## Source excerpt

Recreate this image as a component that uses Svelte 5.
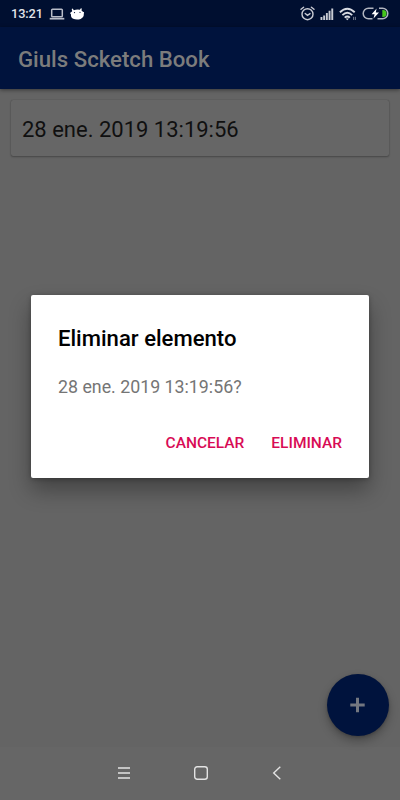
<script lang="ts">
  let entries = $state(["28 ene. 2019 13:19:56"]);
  let selected = $state<string | null>("28 ene. 2019 13:19:56");

  const close = () => (selected = null);
  const remove = () => {
    entries = entries.filter((entry) => entry !== selected);
    close();
  };
</script>

<div class="screen">
  <header class="status">
    <span class="clock">13:21</span>
    <svg class="laptop" width="16" height="12" viewBox="0 0 16 12">
      <rect x="2.7" y="1.2" width="10.6" height="7.6" rx="0.8" fill="none" stroke="#b9bdc8" stroke-width="1.5" />
      <path d="M.7 10.7h14.6" stroke="#b9bdc8" stroke-width="1.7" />
    </svg>
    <svg class="android" width="15" height="12" viewBox="0 0 15 12" fill="#fff">
      <path d="M2.2 3.2 1.700.9l.9-.3 1.300 1.600Q7 1 9.900 1.800L10.900.2l.9.300-.3 2 1.400 1.300 1.200.5-.3 1.800c.2 2.500-1.100 4.100-3.200 4.800-2.500.8-5.400.7-7.400-.2C1.300 9.800.8 8.200 1 6.400L0 5.100Z" />
      <circle cx="4.5" cy="4.6" r=".6" fill="#000f30" />
      <circle cx="10" cy="4.3" r=".6" fill="#000f30" />
    </svg>
    <div class="indicators">
      <svg width="15" height="15" viewBox="0 0 15 15" fill="none" stroke="#c9ccd4" stroke-width="1.4" stroke-linecap="round">
        <circle cx="7.5" cy="8.2" r="5.5" />
        <path d="M1 3.300 3.600 1.200M14 3.300 11.400 1.200M5.200 7.500l2.300 1.800 2.500-1.700" />
      </svg>
      <svg width="14" height="12" viewBox="0 0 14 12" fill="#c9ccd4">
        <path d="M.5 9h1.900v3H.5zM3.200 7.500h1.900V12H3.200zM5.900 5h1.900v7H5.900zM8.600 2.700h1.900V12H8.600zM11.300.5h1.900V12h-1.900z" />
      </svg>
      <svg width="18" height="14" viewBox="0 0 18 14" fill="none" stroke="#d9dce2" stroke-width="1.9">
        <path d="M.9 5.300Q8.300-1.700 15.700 5.300M3.400 8.100q4.900-4.600 9.800 0M5.700 10.600q2.600-2.400 5.200 0" />
        <path d="m6.600 11.400 1.700 1.800 1.700-1.800Z" fill="#d9dce2" stroke="none" />
        <path d="M14.600 9.800v3.200M16.400 9.800v3.200" stroke="#747d91" stroke-width="1" />
      </svg>
      <svg width="27" height="13" viewBox="0 0 27 13">
        <path d="M11.500 1.200H6.500a5.300 5.300 0 0 0 0 10.600H10.500M17 1.200h3.500a5.300 5.300 0 0 1 0 10.600H15.500" fill="none" stroke="#b2b6c0" stroke-width="1.5" />
        <path d="M20.300 3h.7a3.500 3.500 0 0 1 0 7h-.7z" fill="#46c61c" />
        <path d="M14.600 1.500 9.600 7.300h3L11.500 11.500l5.500-6h-3.200z" fill="#fff" />
      </svg>
    </div>
  </header>

  <div class="toolbar"><h1>Giuls Scketch Book</h1></div>

  <main>
    {#each entries as entry}
      <button class="entry" onclick={() => (selected = entry)}>{entry}</button>
    {/each}
  </main>

  <button class="fab" aria-label="Nuevo">
    <svg width="16" height="16" viewBox="0 0 16 16"><path d="M7.500.8v14.400M.3 8h14.400" stroke="#737780" stroke-width="3" /></svg>
  </button>

  <nav>
    <svg width="14" height="14" viewBox="0 0 14 14"><path d="M1 2h12M1 7h12M1 12h12" /></svg>
    <svg width="16" height="16" viewBox="0 0 16 16"><rect x="1.7" y="1.7" width="12.6" height="12.6" rx="2.5" /></svg>
    <svg width="14" height="16" viewBox="0 0 14 16"><path d="m10.300 1.700-6.600 6.300 6.600 6.300" /></svg>
  </nav>

  {#if selected}
    <div class="overlay">
      <div class="dialog" role="dialog" aria-modal="true">
        <h2>Eliminar elemento</h2>
        <p>{selected}?</p>
        <div class="actions">
          <button onclick={close}>CANCELAR</button>
          <button onclick={remove}>ELIMINAR</button>
        </div>
      </div>
    </div>
  {/if}
</div>

<style>
  :global(body) { margin: 0; }
  .screen {
    position: relative;
    display: flex;
    flex-direction: column;
    width: 400px;
    height: 800px;
    overflow: hidden;
    font-family: Roboto, sans-serif;
    background: #646464;
  }
  button { padding: 0; font: inherit; border: 0; cursor: pointer; }
  svg { display: block; flex: none; }
  .status {
    display: flex;
    flex: 0 0 27px;
    align-items: center;
    box-sizing: border-box;
    padding: 0 11px;
    color: #e1e4e9;
    background: #000f30;
  }
  .clock { width: 38px; font-size: 12.8px; font-weight: 500; line-height: 27px; letter-spacing: -0.1px; }
  .android { margin-left: 5px; }
  .indicators { display: flex; gap: 5px; align-items: center; margin-left: auto; }
  .toolbar {
    z-index: 1;
    display: flex;
    flex: 0 0 62px;
    align-items: center;
    padding: 1px 18px 0;
    box-sizing: border-box;
    background: #00133d;
    box-shadow: 0 1px 4px #0007;
  }
  h1 { margin: 0; color: #7c7c7c; font-size: 22.2px; font-weight: 500; line-height: 30px; }
  main { flex: 1; padding: 11px; }
  .entry {
    display: block;
    width: 100%;
    height: 56px;
    padding: 2px 11px 0;
    color: #101010;
    font-size: 22px;
    text-align: left;
    background: #666;
    border-radius: 2px;
    box-shadow: 0 1px 2px #0004, 0 0 1px #0005;
  }
  .fab {
    position: absolute;
    right: 11px;
    bottom: 64px;
    display: grid;
    width: 62px;
    height: 62px;
    place-items: center;
    background: #00133d;
    border-radius: 50%;
    box-shadow: 0 5px 10px #0004, 0 1px 3px #0003;
  }
  nav {
    display: flex;
    flex: 0 0 53px;
    gap: 61.5px;
    align-items: center;
    justify-content: center;
    box-sizing: border-box;
    padding: 0 0 1px 1px;
    background: #666;
  }
  nav svg { fill: none; stroke: #e3e3e3; stroke-width: 1.4; }
  .overlay { position: absolute; inset: 0; }
  .dialog {
    box-sizing: border-box;
    width: 338px;
    height: 183px;
    margin: 295px 0 0 31px;
    padding: 28px 27px 0 27px;
    background: #fff;
    border-radius: 2px;
    box-shadow: 0 12px 22px #0005, 0 1px 5px #0004;
  }
  h2 { margin: 0; color: #000; font-size: 22.1px; font-weight: 500; line-height: 30px; }
  p { margin: 22px 0 0; color: #757575; font-size: 17.8px; line-height: 24px; }
  .actions { display: flex; gap: 27px; justify-content: flex-end; margin-top: 33px; }
  .actions button { color: #d80b55; font-size: 15.5px; font-weight: 500; line-height: 22px; background: none; }
</style>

## Written instruction
Transcribe the whole listing exactly. Pictures stay out of your copy.

## Written answer
Recreate this image as a component that uses Svelte 5.
<script lang="ts">
  let entries = $state(["28 ene. 2019 13:19:56"]);
  let selected = $state<string | null>("28 ene. 2019 13:19:56");

  const close = () => (selected = null);
  const remove = () => {
    entries = entries.filter((entry) => entry !== selected);
    close();
  };
</script>

<div class="screen">
  <header class="status">
    <span class="clock">13:21</span>
    <svg class="laptop" width="16" height="12" viewBox="0 0 16 12">
      <rect x="2.7" y="1.2" width="10.6" height="7.6" rx="0.8" fill="none" stroke="#b9bdc8" stroke-width="1.5" />
      <path d="M.7 10.7h14.6" stroke="#b9bdc8" stroke-width="1.7" />
    </svg>
    <svg class="android" width="15" height="12" viewBox="0 0 15 12" fill="#fff">
      <path d="M2.2 3.2 1.700.9l.9-.3 1.300 1.600Q7 1 9.900 1.800L10.900.2l.9.300-.3 2 1.400 1.300 1.200.5-.3 1.800c.2 2.500-1.100 4.100-3.200 4.800-2.500.8-5.400.7-7.400-.2C1.300 9.800.8 8.200 1 6.400L0 5.100Z" />
      <circle cx="4.5" cy="4.6" r=".6" fill="#000f30" />
      <circle cx="10" cy="4.3" r=".6" fill="#000f30" />
    </svg>
    <div class="indicators">
      <svg width="15" height="15" viewBox="0 0 15 15" fill="none" stroke="#c9ccd4" stroke-width="1.4" stroke-linecap="round">
        <circle cx="7.5" cy="8.2" r="5.5" />
        <path d="M1 3.300 3.600 1.200M14 3.300 11.400 1.200M5.200 7.500l2.300 1.800 2.500-1.700" />
      </svg>
      <svg width="14" height="12" viewBox="0 0 14 12" fill="#c9ccd4">
        <path d="M.5 9h1.900v3H.5zM3.200 7.500h1.900V12H3.200zM5.900 5h1.900v7H5.900zM8.600 2.700h1.900V12H8.600zM11.300.5h1.900V12h-1.900z" />
      </svg>
      <svg width="18" height="14" viewBox="0 0 18 14" fill="none" stroke="#d9dce2" stroke-width="1.9">
        <path d="M.9 5.300Q8.300-1.700 15.700 5.300M3.400 8.100q4.900-4.600 9.800 0M5.700 10.600q2.600-2.400 5.200 0" />
        <path d="m6.600 11.400 1.700 1.800 1.700-1.800Z" fill="#d9dce2" stroke="none" />
        <path d="M14.600 9.800v3.200M16.400 9.800v3.200" stroke="#747d91" stroke-width="1" />
      </svg>
      <svg width="27" height="13" viewBox="0 0 27 13">
        <path d="M11.500 1.200H6.500a5.300 5.300 0 0 0 0 10.600H10.500M17 1.200h3.500a5.300 5.300 0 0 1 0 10.600H15.500" fill="none" stroke="#b2b6c0" stroke-width="1.5" />
        <path d="M20.300 3h.7a3.500 3.500 0 0 1 0 7h-.7z" fill="#46c61c" />
        <path d="M14.600 1.500 9.600 7.300h3L11.500 11.500l5.500-6h-3.200z" fill="#fff" />
      </svg>
    </div>
  </header>

  <div class="toolbar"><h1>Giuls Scketch Book</h1></div>

  <main>
    {#each entries as entry}
      <button class="entry" onclick={() => (selected = entry)}>{entry}</button>
    {/each}
  </main>

  <button class="fab" aria-label="Nuevo">
    <svg width="16" height="16" viewBox="0 0 16 16"><path d="M7.500.8v14.400M.3 8h14.400" stroke="#737780" stroke-width="3" /></svg>
  </button>

  <nav>
    <svg width="14" height="14" viewBox="0 0 14 14"><path d="M1 2h12M1 7h12M1 12h12" /></svg>
    <svg width="16" height="16" viewBox="0 0 16 16"><rect x="1.7" y="1.7" width="12.6" height="12.6" rx="2.5" /></svg>
    <svg width="14" height="16" viewBox="0 0 14 16"><path d="m10.300 1.700-6.600 6.300 6.600 6.300" /></svg>
  </nav>

  {#if selected}
    <div class="overlay">
      <div class="dialog" role="dialog" aria-modal="true">
        <h2>Eliminar elemento</h2>
        <p>{selected}?</p>
        <div class="actions">
          <button onclick={close}>CANCELAR</button>
          <button onclick={remove}>ELIMINAR</button>
        </div>
      </div>
    </div>
  {/if}
</div>

<style>
  :global(body) { margin: 0; }
  .screen {
    position: relative;
    display: flex;
    flex-direction: column;
    width: 400px;
    height: 800px;
    overflow: hidden;
    font-family: Roboto, sans-serif;
    background: #646464;
  }
  button { padding: 0; font: inherit; border: 0; cursor: pointer; }
  svg { display: block; flex: none; }
  .status {
    display: flex;
    flex: 0 0 27px;
    align-items: center;
    box-sizing: border-box;
    padding: 0 11px;
    color: #e1e4e9;
    background: #000f30;
  }
  .clock { width: 38px; font-size: 12.8px; font-weight: 500; line-height: 27px; letter-spacing: -0.1px; }
  .android { margin-left: 5px; }
  .indicators { display: flex; gap: 5px; align-items: center; margin-left: auto; }
  .toolbar {
    z-index: 1;
    display: flex;
    flex: 0 0 62px;
    align-items: center;
    padding: 1px 18px 0;
    box-sizing: border-box;
    background: #00133d;
    box-shadow: 0 1px 4px #0007;
  }
  h1 { margin: 0; color: #7c7c7c; font-size: 22.2px; font-weight: 500; line-height: 30px; }
  main { flex: 1; padding: 11px; }
  .entry {
    display: block;
    width: 100%;
    height: 56px;
    padding: 2px 11px 0;
    color: #101010;
    font-size: 22px;
    text-align: left;
    background: #666;
    border-radius: 2px;
    box-shadow: 0 1px 2px #0004, 0 0 1px #0005;
  }
  .fab {
    position: absolute;
    right: 11px;
    bottom: 64px;
    display: grid;
    width: 62px;
    height: 62px;
    place-items: center;
    background: #00133d;
    border-radius: 50%;
    box-shadow: 0 5px 10px #0004, 0 1px 3px #0003;
  }
  nav {
    display: flex;
    flex: 0 0 53px;
    gap: 61.5px;
    align-items: center;
    justify-content: center;
    box-sizing: border-box;
    padding: 0 0 1px 1px;
    background: #666;
  }
  nav svg { fill: none; stroke: #e3e3e3; stroke-width: 1.4; }
  .overlay { position: absolute; inset: 0; }
  .dialog {
    box-sizing: border-box;
    width: 338px;
    height: 183px;
    margin: 295px 0 0 31px;
    padding: 28px 27px 0 27px;
    background: #fff;
    border-radius: 2px;
    box-shadow: 0 12px 22px #0005, 0 1px 5px #0004;
  }
  h2 { margin: 0; color: #000; font-size: 22.1px; font-weight: 500; line-height: 30px; }
  p { margin: 22px 0 0; color: #757575; font-size: 17.8px; line-height: 24px; }
  .actions { display: flex; gap: 27px; justify-content: flex-end; margin-top: 33px; }
  .actions button { color: #d80b55; font-size: 15.5px; font-weight: 500; line-height: 22px; background: none; }
</style>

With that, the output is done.